Teori Interaksi Simbolik (Interaction Symbolic Theory) diperkenalkan oleh sarjana sosial George Herbert Mead sekitar tahun 1939. Teori ini diciptakan dari tradisi konstruktivis. Ia adalah seorang profesor filsafat di Universitas Chicago. Mead tidak pernah menulis secara sistematis teorinya. Namun kemudian teori ini ditulis ulang oleh para muridnya, dalam buku Pikiran, Diri, dan Masyarakat. 

Mead dalam teori ini menunjukkan kekagumannya atas kemampuan manusia dalam menggunakan simbol. Dua asumsi utama dalam teori ini adalah;

(1) orang bertindak berdasarkan makna simbolik yang muncul didalam sebuah situasi tertentu,

(2) Pikiran, konsep diri, dan lingkungan tempat kita tinggal diciptakan melalui komunikasi—interaksi simbolik. 

Interaksi simbolik bukan hanya verbal atau berbicara. Istilah ini mengacu pada bahasa dan gerak tubuh yang digunakan seseorang untuk mengantisipasi cara orang lain akan merespons. 

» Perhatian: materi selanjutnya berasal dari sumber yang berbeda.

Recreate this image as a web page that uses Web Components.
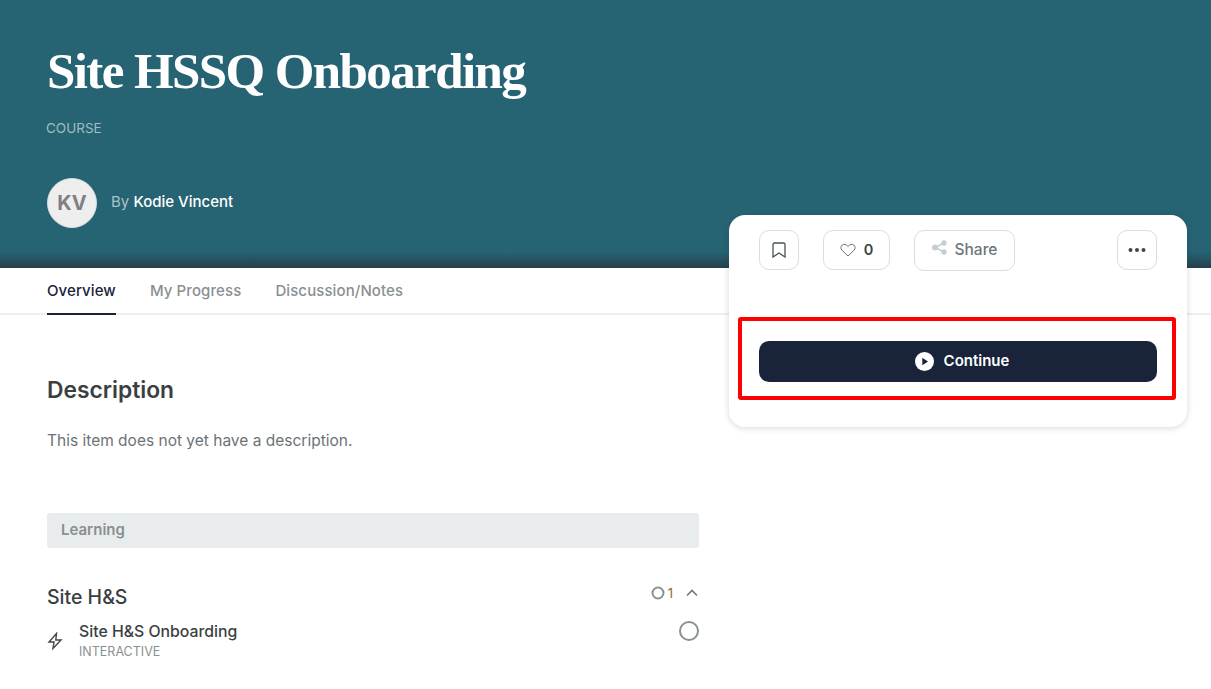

Interaksi simbolik ini didasarkan pada ide-ide tentang individu dan interaksinya dengan masyarakat. Esensi interaksi simbolik adalah suatu aktivitas yang merupakan ciri manusia, yakni komunikasi atau pertukaran simbol yang diberi makna. Perspektif interaksi simbolik berusaha memahami perilaku manusia dari sudut pandang subjek. Perspektif ini menyarankan bahwa perilaku manusia harus dilihat sebagai proses yang memungkinkan manusia membentuk dan mengatur perilaku mereka dengan mempertimbangkan ekspektasi orang lain. 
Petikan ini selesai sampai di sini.